Since we envision various literacy workers creating more literacy apps with RAB by simply creating Word documents that contain Images and text, I don’t think it’s realistic to think that most users will be using SFM, at least for the RAB platform. Personally I’m trying to get a local team to create at least one new RAB each month, and I like the simplicity of having people create drafts of the Apps in Word.

For any other users who, like me didn’t know how to change the Command Prompt Font here is how I did that.
First type CMD in the search window, then right click on the top of the Command Prompt bar to select Properties at the end of the list. Then from there you can see the different tabs including Font. I used Consolas font at 16 point because of my 4k screen.

I hope this is helpful to any others who have faced the same issues.

After making changes to the Registry using RegEdit I’m still getting errors.
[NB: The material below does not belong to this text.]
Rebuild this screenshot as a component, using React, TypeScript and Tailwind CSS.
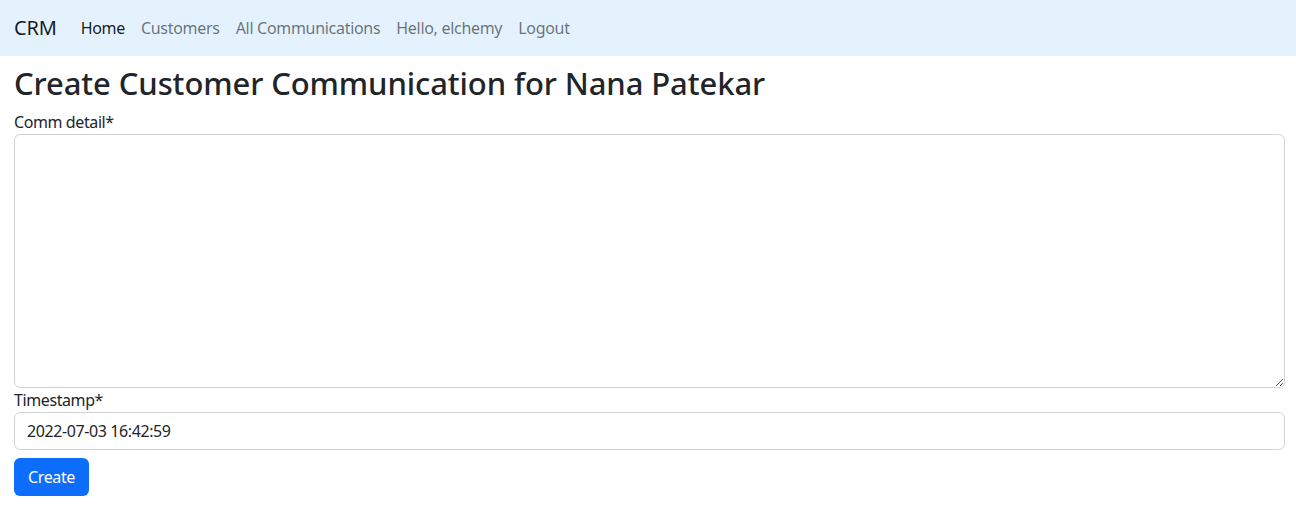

Note here in the screen shot you can see it’s set to 65001 at the top of the page, so is UTF-8. In this screen shot the font is Consolas.

@jheath is this why you suggested that we keep special characters out of the “Project Name”? - presumably because the project name is what is used to name the app folders…

@Ian_McQuay, when you say you use Thai and Arabic scripts in the name do you mean the Project Name or the App name?

@Ian_McQuay I’ve changed the CMD from Active code page: 437 to 65001 (so that the Command Prompt always displays in Unicode UTF-8.)

However, I'm still getting the same errors for any project that uses special characters in the Project Name. When I open the folder using File Explorer, the folder names are correctly showing in Unicode.

Probably we need to avoid special characters in the RAB/SAB Project Name, and reserve the special characters for the App Name, as @jheath suggested in the other thread.

Thanks for for testing that and letting me know it failed…

@jheath advice is the best practice.